> **Exercise instructions**:
Provide nothing but the number of lines containing the string "components".

> **Input data**:
* start *
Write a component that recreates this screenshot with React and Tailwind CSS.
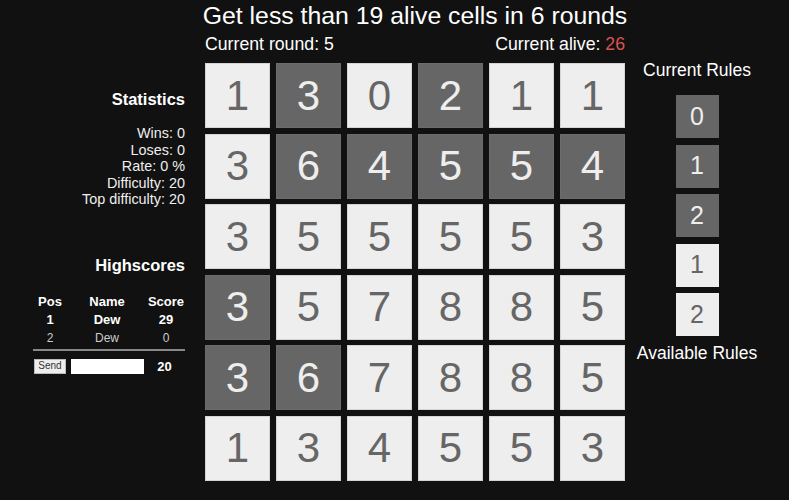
import React from "react";

const board = [
  [[1, 0], [3, 1], [0, 0], [2, 1], [1, 0], [1, 0]],
  [[3, 0], [6, 1], [4, 1], [5, 1], [5, 1], [4, 1]],
  [[3, 0], [5, 0], [5, 0], [5, 0], [5, 0], [3, 0]],
  [[3, 1], [5, 0], [7, 0], [8, 0], [8, 0], [5, 0]],
  [[3, 1], [6, 1], [7, 0], [8, 0], [8, 0], [5, 0]],
  [[1, 0], [3, 0], [4, 0], [5, 0], [5, 0], [3, 0]],
];

const rules = [
  [0, 1],
  [1, 1],
  [2, 1],
  [1, 0],
  [2, 0],
];

const stats = ["Wins: 0", "Loses: 0", "Rate: 0 %", "Difficulty: 20", "Top difficulty: 20"];

const Cell = ({ value, alive }) => (
  <div
    className={
      alive
        ? "w-[65px] h-[65px] flex items-center justify-center bg-[#666] text-[#eee] border border-[#6c6c6c] text-[42px] leading-none"
        : "w-[65px] h-[65px] flex items-center justify-center bg-[#eee] text-[#666] border border-[#d4d4d4] text-[42px] leading-none"
    }
  >
    {value}
  </div>
);

const App = () => {
  return (
    <section className="w-[789px] h-[500px] bg-[#111] text-white font-['Liberation_Sans',Arial,sans-serif] flex overflow-hidden">
      {/* LEFT: stats + highscores */}
      <div className="w-[185px] shrink-0 flex flex-col items-end text-right">
        <h2 className="mt-[89px] text-[16.5px] leading-[20px] font-bold">Statistics</h2>
        <div className="mt-[16px] text-[14.4px] leading-[16.5px] text-[#eee]">
          {stats.map((s) => (
            <p key={s}>{s}</p>
          ))}
        </div>
        <h2 className="mt-[47px] text-[16.5px] leading-[20px] font-bold">Highscores</h2>
        <div className="mt-[18px] w-[152px] text-[13px] text-center">
          <div className="grid grid-cols-[34px_80px_38px] leading-[18px] font-bold">
            <span>Pos</span>
            <span>Name</span>
            <span>Score</span>
          </div>
          <div className="grid grid-cols-[34px_80px_38px] leading-[18px] font-bold">
            <span>1</span>
            <span>Dew</span>
            <span>29</span>
          </div>
          <div className="grid grid-cols-[34px_80px_38px] leading-[18px] text-[12px] text-[#ccc]">
            <span>2</span>
            <span>Dew</span>
            <span>0</span>
          </div>
          <div className="mt-[2px] h-[2px] bg-[#888]"></div>
          <div className="mt-[6px] flex items-center">
            <button className="ml-[1px] w-[32px] h-[15px] bg-[#eee] border border-[#bbb] text-[#333] text-[10px] leading-none">
              Send
            </button>
            <div className="ml-[5px] w-[73px] h-[15px] bg-white"></div>
            <span className="flex-1 font-bold text-[13px]">20</span>
          </div>
        </div>
      </div>

      {/* MIDDLE: board */}
      <div className="ml-[20px] w-[420px] shrink-0 flex flex-col">
        <h1 className="-mx-[10px] mt-[2px] text-[24.8px] leading-[28px] text-center whitespace-nowrap">
          Get less than 19 alive cells in 6 rounds
        </h1>
        <div className="mt-[5px] flex justify-between text-[17.7px] leading-[19px]">
          <span>Current round: 5</span>
          <span>
            Current alive: <span className="text-[#d9534f]">26</span>
          </span>
        </div>
        <div className="mt-[9px] grid grid-cols-6 gap-x-[6px] gap-y-[5.6px] w-[420px]">
          {board.map((row, r) =>
            row.map(([v, a], c) => <Cell key={`${r}-${c}`} value={v} alive={a} />)
          )}
        </div>
      </div>

      {/* RIGHT: rules */}
      <div className="w-[134px] shrink-0 ml-[5px] flex flex-col items-center">
        <h3 className="mt-[60px] text-[17.5px] leading-[20px] whitespace-nowrap">Current Rules</h3>
        <div className="mt-[15px] flex flex-col gap-[6.5px]">
          {rules.map(([v, a], i) => (
            <div
              key={i}
              className={
                a
                  ? "w-[43px] h-[43px] flex items-center justify-center bg-[#666] text-[#eee] text-[25px]"
                  : "w-[43px] h-[43px] flex items-center justify-center bg-[#eee] text-[#666] text-[25px]"
              }
            >
              {v}
            </div>
          ))}
        </div>
        <h3 className="mt-[7px] text-[17.5px] leading-[20px] whitespace-nowrap">Available Rules</h3>
      </div>
    </section>
  );
};

export default App;
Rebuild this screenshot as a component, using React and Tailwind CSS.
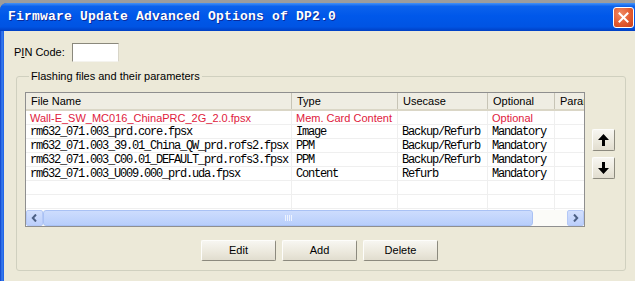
import React from 'react';

const rows = [
  { file: 'Wall-E_SW_MC016_ChinaPRC_2G_2.0.fpsx', type: 'Mem. Card Content', usecase: '', optional: 'Optional', red: true },
  { file: 'rm632_071.003_prd.core.fpsx', type: 'Image', usecase: 'Backup/Refurb', optional: 'Mandatory' },
  { file: 'rm632_071.003_39.01_China_QW_prd.rofs2.fpsx', type: 'PPM', usecase: 'Backup/Refurb', optional: 'Mandatory' },
  { file: 'rm632_071.003_C00.01_DEFAULT_prd.rofs3.fpsx', type: 'PPM', usecase: 'Backup/Refurb', optional: 'Mandatory' },
  { file: 'rm632_071.003_U009.000_prd.uda.fpsx', type: 'Content', usecase: 'Refurb', optional: 'Mandatory' },
  { file: '', type: '', usecase: '', optional: '' },
  { file: '', type: '', usecase: '', optional: '' },
  { file: '', type: '', usecase: '', optional: '' },
];

// widths of the list columns, last one is cut by the list edge
const cols = ['w-[266px]', 'w-[106px]', 'w-[90px]', 'w-[67px]', 'w-[80px]'];
const headers = ['File Name', 'Type', 'Usecase', 'Optional', 'Parameters'];

const sans = "font-['Liberation_Sans',Arial,sans-serif]";
const mono = "font-['Liberation_Mono','Noto_Sans_CJK_SC',monospace]";

const XpButton = ({ children, className = '' }) => (
  <button
    className={`h-[21px] flex items-center justify-center rounded-[2px] border border-t-[#fdfdfb] border-l-[#fdfdfb] border-r-[#8c8a7e] border-b-[#8c8a7e] bg-[linear-gradient(180deg,#f7f6f1,#ebe8dc_60%,#e1ddcf)] text-[11px] text-black ${sans} ${className}`}
  >
    {children}
  </button>
);

const ScrollArrow = ({ dir }) => (
  <div className="w-[17px] h-full flex items-center justify-center rounded-[2px] border border-[#b4c8f6] bg-[linear-gradient(180deg,#d3e0fd,#bccffb)]">
    <svg width="7" height="8" viewBox="0 0 7 8">
      {dir === 'left' ? (
        <path d="M5 0.5 L1.8 4 L5 7.5" fill="none" stroke="#4d6185" strokeWidth="2" />
      ) : (
        <path d="M2 0.5 L5.2 4 L2 7.5" fill="none" stroke="#4d6185" strokeWidth="2" />
      )}
    </svg>
  </div>
);

const App = () => {
  return (
    <div className={`w-[635px] h-[281px] overflow-hidden bg-[#9d9d9d] pt-[3px] ${sans}`}>
      <div className="w-[660px] h-full flex flex-col rounded-tl-[7px] overflow-hidden bg-[#0a4fd9]">
        {/* title bar */}
        <div className="h-[28px] flex items-center pl-[8px] pr-[26px] bg-[linear-gradient(180deg,#4592f6_0%,#0c62ec_12%,#0058ea_45%,#0054e3_85%,#003fc4_100%)]">
          <span className={`flex-1 text-white font-bold text-[13px] tracking-[0.2px] [text-shadow:1px_1px_0_#0b2a9a] ${mono}`}>
            Firmware Update Advanced Options of DP2.0
          </span>
          <div className="w-[21px] h-[21px] flex items-center justify-center rounded-[3px] border border-white bg-[radial-gradient(circle_at_35%_30%,#f08a64,#e25a30_55%,#c8401a)]">
            <svg width="11" height="11" viewBox="0 0 11 11">
              <path d="M1.5 1.5 L9.5 9.5 M9.5 1.5 L1.5 9.5" stroke="white" strokeWidth="2" strokeLinecap="square" />
            </svg>
          </div>
        </div>

        <div className="flex-1 flex">
          <div className="w-[4px] bg-[linear-gradient(90deg,#0a3fc8,#3a7ef0,#1a5ee4)]" />
          <div className="flex-1 bg-[#ece9d8] flex flex-col">
            {/* PIN code */}
            <div className="flex items-center pl-[10px] pt-[12px]">
              <span className="w-[58px] text-[11px] text-black">
                P<span className="underline">I</span>N Code:
              </span>
              <div className="w-[47px] h-[19px] bg-white border border-t-[#8a887c] border-l-[#8a887c] border-r-[#d8d5c8] border-b-[#f4f3ee]" />
            </div>

            {/* group box */}
            <fieldset className="ml-[12px] mt-[8px] w-[610px] h-[201px] rounded-[3px] border border-[#d0d0bf] px-[8px] pt-[9px]">
              <legend className="ml-[4px] px-[2px] text-[11px] leading-[13px] text-black">
                Flashing files and their parameters
              </legend>

              <div className="flex">
                {/* list view */}
                <div className="w-[560px] h-[135px] border border-[#8f8f8f] bg-white flex flex-col overflow-hidden">
                  <div className="h-[18px] flex shrink-0 bg-[#efede3] border-b-[2px] border-[#dad6c6]">
                    {headers.map((h, i) => (
                      <div
                        key={h}
                        className={`${cols[i]} shrink-0 h-full flex items-center pl-[5px] text-[11px] text-black border-r border-[#c7c4b6] whitespace-nowrap overflow-hidden`}
                      >
                        {h}
                      </div>
                    ))}
                  </div>

                  <div className="flex-1 overflow-hidden">
                    {rows.map((r, idx) => {
                      const cells = [r.file, r.type, r.usecase, r.optional, ''];
                      return (
                        <div key={idx} className="h-[14px] flex border-b border-[#efefef]">
                          {cells.map((c, i) => (
                            <div
                              key={i}
                              className={`${cols[i]} shrink-0 h-full flex items-center pl-[4px] pt-[1px] whitespace-nowrap overflow-hidden border-r border-[#efefef] ${
                                r.red
                                  ? `text-[11px] text-[#e0203c] ${sans}`
                                  : `text-[12px] tracking-[-1.2px] text-black ${mono}`
                              }`}
                            >
                              {c}
                            </div>
                          ))}
                        </div>
                      );
                    })}
                  </div>

                  {/* horizontal scrollbar */}
                  <div className="h-[16px] shrink-0 flex bg-[#fbfbf8]">
                    <ScrollArrow dir="left" />
                    <div className="w-[490px] h-full flex items-center justify-center gap-[1px] rounded-[3px] border border-[#a9c1f4] bg-[linear-gradient(180deg,#cddcfd,#b8cefb)]">
                      <div className="w-[1px] h-[6px] bg-[#eef3fe]" />
                      <div className="w-[1px] h-[6px] bg-[#eef3fe]" />
                      <div className="w-[1px] h-[6px] bg-[#eef3fe]" />
                      <div className="w-[1px] h-[6px] bg-[#eef3fe]" />
                    </div>
                    <div className="flex-1" />
                    <ScrollArrow dir="right" />
                  </div>
                </div>

                {/* move up / down */}
                <div className="ml-[7px] pt-[37px] flex flex-col gap-[6px]">
                  <XpButton className="w-[23px] h-[22px]">
                    <svg width="11" height="12" viewBox="0 0 11 12">
                      <path d="M5.5 0 L11 6 L7 6 L7 12 L4 12 L4 6 L0 6 Z" fill="black" />
                    </svg>
                  </XpButton>
                  <XpButton className="w-[23px] h-[22px]">
                    <svg width="11" height="12" viewBox="0 0 11 12">
                      <path d="M5.5 12 L11 6 L7 6 L7 0 L4 0 L4 6 L0 6 Z" fill="black" />
                    </svg>
                  </XpButton>
                </div>
              </div>

              <div className="flex gap-[6px] pl-[176px] mt-[13px]">
                <XpButton className="w-[75px]">Edit</XpButton>
                <XpButton className="w-[75px]">Add</XpButton>
                <XpButton className="w-[75px]">Delete</XpButton>
              </div>
            </fieldset>
          </div>
        </div>
      </div>
    </div>
  );
};

export default App;
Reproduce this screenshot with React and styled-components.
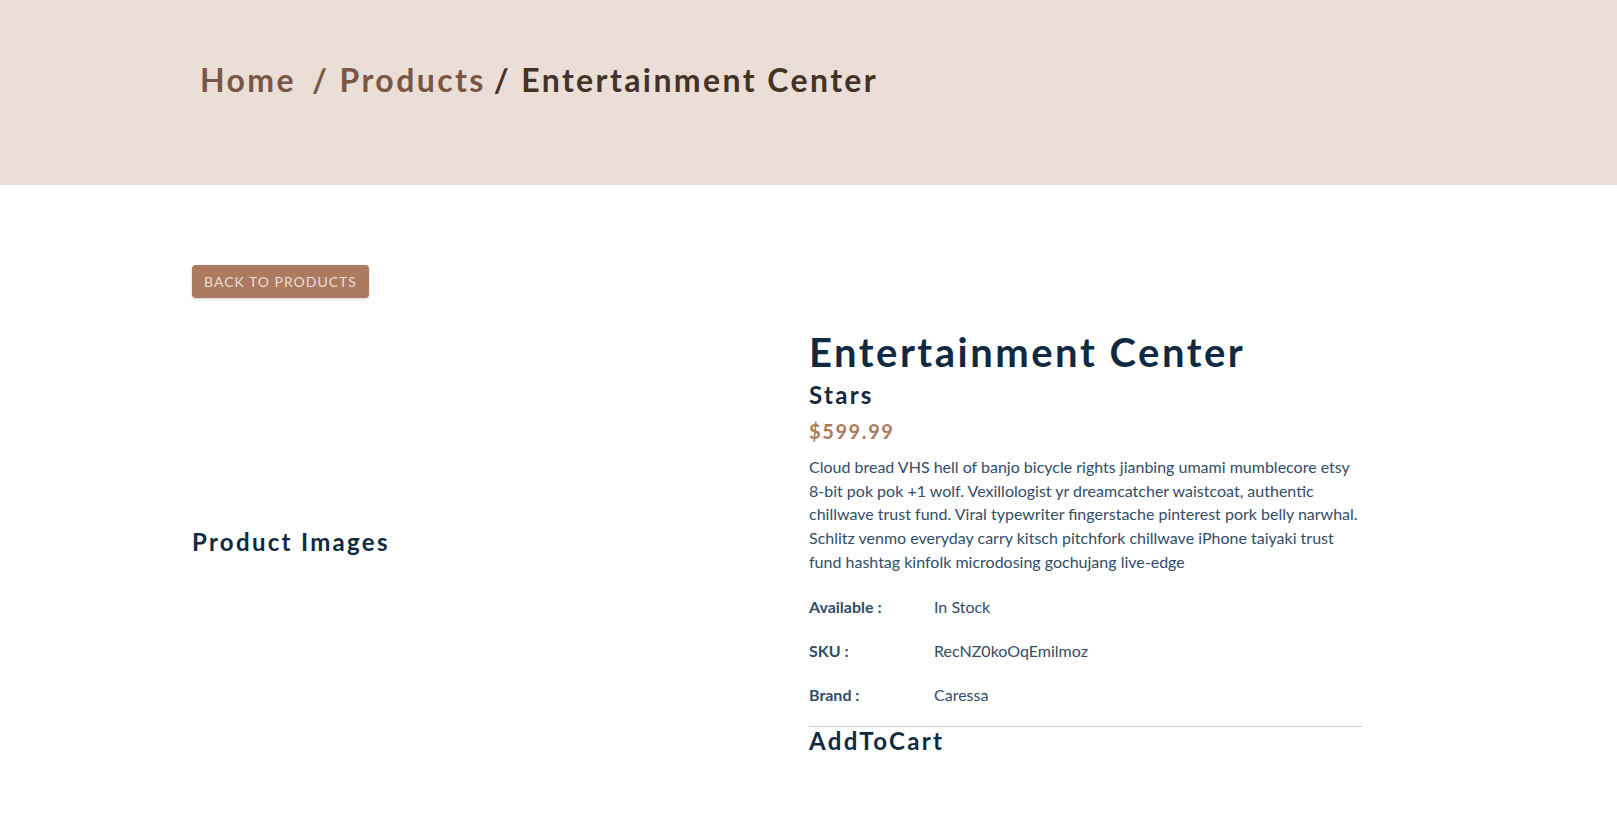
import React from 'react'
import styled, { createGlobalStyle } from 'styled-components'

const GlobalStyle = createGlobalStyle`
*{
  box-sizing: border-box;
  margin: 0;
  padding: 0;
}
body{
  font-family: Lato, "Open Sans", sans-serif;
  background: #fff;
  color: #102a42;
  font-size: 16px;
  line-height: 1.5;
}
`

const Hero = styled.section`
width: 100%;
height: 185px;
background: #eaded7;
padding-top: 60px;
`

const Center = styled.div`
width: 1170px;
margin-left: 192px;
`

const Crumbs = styled.h3`
font-size: 32px;
line-height: 40px;
font-weight: 700;
letter-spacing: 2.4px;
color: #453227;
`

const CrumbLink = styled.a`
color: #795744;
padding: 8px;
text-decoration: none;
`

const Page = styled.section`
padding: 80px 0;
`

const BackButton = styled.a`
display: inline-block;
background: #ab7a5f;
color: #eaded7;
text-transform: uppercase;
letter-spacing: 1px;
font-size: 14px;
line-height: 21px;
padding: 6px 12px;
border-radius: 4px;
box-shadow: 0 1px 3px rgba(0,0,0,0.2);
text-decoration: none;
`

const ProductCenter = styled.div`
display: grid;
grid-template-columns: 1fr 1fr;
gap: 64px;
align-items: center;
margin-top: 32px;
`

const Placeholder = styled.h4`
font-size: 24px;
line-height: ${props => props.$lh || 30}px;
letter-spacing: 2.3px;
font-weight: 700;
color: #102a42;
margin-top: ${props => props.$top || 0}px;
`

const Content = styled.section`
display: flex;
flex-direction: column;
`

const Title = styled.h2`
font-size: 40px;
line-height: 44px;
letter-spacing: 2.5px;
font-weight: 700;
color: #102a42;
`

const Price = styled.h5`
font-size: 20px;
line-height: 25px;
letter-spacing: 1.6px;
font-weight: 700;
color: #ab7a5f;
margin-top: 9px;
`

const Desc = styled.p`
color: #324d67;
line-height: 23.7px;
margin-top: 11px;
margin-bottom: 21px;
`

const Info = styled.p`
display: grid;
grid-template-columns: 125px 1fr;
width: 300px;
color: #324d67;
line-height: 24px;
margin-bottom: 20.4px;
span{
  font-weight: 700;
}
`

const Rule = styled.hr`
border: none;
border-top: 1px solid #bcccdc;
margin-top: -2px;
`

const product = {
  name: 'Entertainment Center',
  price: '$599.99',
  description:
    'Cloud bread VHS hell of banjo bicycle rights jianbing umami mumblecore etsy 8-bit pok pok +1 wolf. Vexillologist yr dreamcatcher waistcoat, authentic chillwave trust fund. Viral typewriter fingerstache pinterest pork belly narwhal. Schlitz venmo everyday carry kitsch pitchfork chillwave iPhone taiyaki trust fund hashtag kinfolk microdosing gochujang live-edge',
  info: [
    ['Available :', 'In Stock'],
    ['SKU :', 'RecNZ0koOqEmilmoz'],
    ['Brand :', 'Caressa'],
  ],
}

const App = () => {
  return (
    <>
      <GlobalStyle />
      <Hero>
        <Center>
          <Crumbs>
            <CrumbLink href="#">Home</CrumbLink>
            <CrumbLink href="#">/ Products</CrumbLink>/ {product.name}
          </Crumbs>
        </Center>
      </Hero>
      <Page>
        <Center>
          <BackButton href="#">back to products</BackButton>
          <ProductCenter>
            <Placeholder>Product Images</Placeholder>
            <Content>
              <Title>{product.name}</Title>
              <Placeholder $top={6}>Stars</Placeholder>
              <Price>{product.price}</Price>
              <Desc>{product.description}</Desc>
              {product.info.map(([label, value]) => (
                <Info key={label}>
                  <span>{label}</span>
                  {value}
                </Info>
              ))}
              <Rule />
              <Placeholder $lh={28}>AddToCart</Placeholder>
            </Content>
          </ProductCenter>
        </Center>
      </Page>
    </>
  )
}

export default App
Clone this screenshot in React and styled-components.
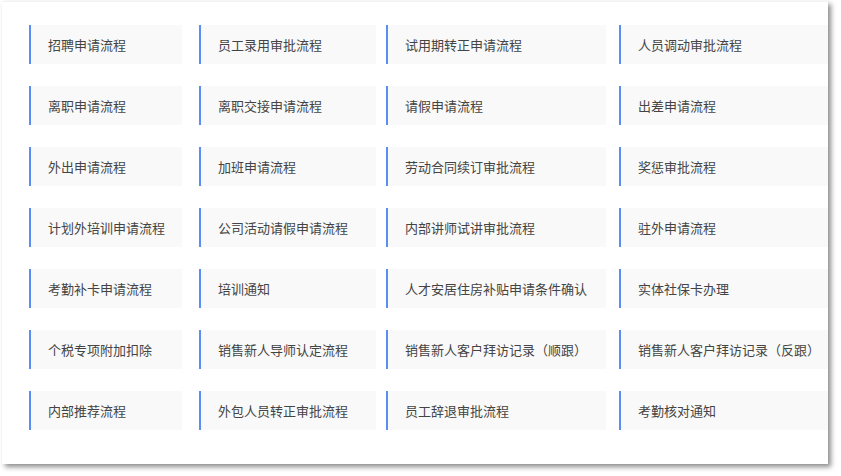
import React from 'react';
import styled, { createGlobalStyle } from 'styled-components';

const GlobalStyle = createGlobalStyle`
  html, body {
    margin: 0;
    padding: 0;
    background: #ffffff;
  }
  body {
    font-family: "Noto Sans CJK SC", "Liberation Sans", sans-serif;
  }
`;

const rows = [
  ['招聘申请流程', '员工录用审批流程', '试用期转正申请流程', '人员调动审批流程'],
  ['离职申请流程', '离职交接申请流程', '请假申请流程', '出差申请流程'],
  ['外出申请流程', '加班申请流程', '劳动合同续订审批流程', '奖惩审批流程'],
  ['计划外培训申请流程', '公司活动请假申请流程', '内部讲师试讲审批流程', '驻外申请流程'],
  ['考勤补卡申请流程', '培训通知', '人才安居住房补贴申请条件确认', '实体社保卡办理'],
  ['个税专项附加扣除', '销售新人导师认定流程', '销售新人客户拜访记录（顺跟）', '销售新人客户拜访记录（反跟）'],
  ['内部推荐流程', '外包人员转正审批流程', '员工辞退审批流程', '考勤核对通知'],
];

// width of each column's cells, the last one runs past the card edge
const cellWidths = ['153px', '177px', '220px', '230px'];

export default function App() {
  return (
    <>
      <GlobalStyle />
      <Page>
        <Card>
          <Grid>
            {rows.flat().map((label, i) => (
              <Cell key={i} $w={cellWidths[i % 4]}>
                {label}
              </Cell>
            ))}
          </Grid>
        </Card>
      </Page>
    </>
  );
}

const Page = styled.div`
  padding: 1px 0 0 2px;
  width: 841px;
  height: 476px;
  box-sizing: border-box;
`;

const Card = styled.div`
  width: 826px;
  height: 463px;
  box-sizing: border-box;
  background: #ffffff;
  overflow: hidden;
  border-top: 1px solid #f2f2f2;
  box-shadow: 3px 3px 5px rgba(0, 0, 0, 0.45);
  padding: 23px 0 0 27px;
`;

const Grid = styled.div`
  display: grid;
  grid-template-columns: 170px 187px 233px 240px;
  grid-auto-rows: 39px;
  row-gap: 22px;
`;

const Cell = styled.div`
  width: ${({ $w }) => $w};
  height: 39px;
  box-sizing: border-box;
  display: flex;
  align-items: center;
  padding-left: 17px;
  background: #f9f9f9;
  border-left: 2px solid #5b8ef5;
  color: #444444;
  font-size: 13px;
  white-space: nowrap;
`;
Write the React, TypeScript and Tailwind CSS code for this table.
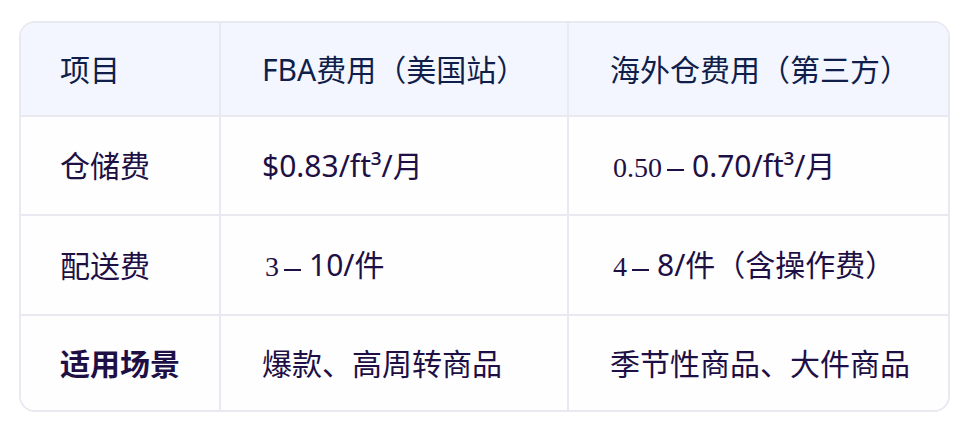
import React from 'react';

type Cell = React.ReactNode;

// math-rendered prefix like "3−" in a serif face
const Minus: React.FC<{ n: string }> = ({ n }) => (
  <span className="font-['Liberation_Serif','DejaVu_Serif',serif] text-[28px] pl-[3px]">
    {n}
    <span className="inline-block align-middle ml-[5px] mr-[8px] w-[17px] h-[2px] bg-current" />
  </span>
);

const header = ['项目', 'FBA费用（美国站）', '海外仓费用（第三方）'];

const rows: { h: string; cells: Cell[]; bold?: boolean }[] = [
  {
    h: 'h-[99px]',
    cells: [
      '仓储费',
      '$0.83/ft³/月',
      <>
        <Minus n="0.50" />
        0.70/ft³/月
      </>,
    ],
  },
  {
    h: 'h-[100px]',
    cells: [
      '配送费',
      <>
        <Minus n="3" />
        10/件
      </>,
      <>
        <Minus n="4" />
        8/件（含操作费）
      </>,
    ],
  },
  {
    h: 'h-[94px]',
    bold: true,
    cells: ['适用场景', '爆款、高周转商品', '季节性商品、大件商品'],
  },
];

const cols = 'grid grid-cols-[200px_348px_1fr]';

const App: React.FC = () => {
  return (
    <div className="w-[972px] h-[432px] bg-white pt-[21px] pl-[19px] font-['Noto_Sans','Noto_Sans_CJK_SC',sans-serif]">
      <div className="w-[931px] border-2 border-[#e9e9f2] rounded-[16px] overflow-hidden">
        {/* header */}
        <div className={`${cols} h-[94px] bg-[#f4f6ff] border-b-2 border-[#e9e9f2] text-[#0f1e4a]`}>
          {header.map((t, i) => (
            <div
              key={i}
              className={`flex items-center text-[30px] whitespace-nowrap ${i < 2 ? 'border-r-2 border-[#e9e9f2]' : ''} ${i === 0 ? 'pl-[39px]' : 'pl-[41px]'}`}
            >
              {t}
            </div>
          ))}
        </div>

        {rows.map((r, ri) => (
          <div
            key={ri}
            className={`${cols} ${r.h} bg-[#fefeff] text-[#1e1045] ${ri < rows.length - 1 ? 'border-b-2 border-[#e9e9f2]' : ''}`}
          >
            {r.cells.map((c, i) => (
              <div
                key={i}
                className={`flex items-center text-[30px] whitespace-nowrap ${i < 2 ? 'border-r-2 border-[#e9e9f2]' : ''} ${i === 0 ? 'pl-[39px]' : 'pl-[41px]'} ${r.bold && i === 0 ? 'font-bold' : ''}`}
              >
                <span>{c}</span>
              </div>
            ))}
          </div>
        ))}
      </div>
    </div>
  );
};

export default App;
* end *
> **Full solution**:
4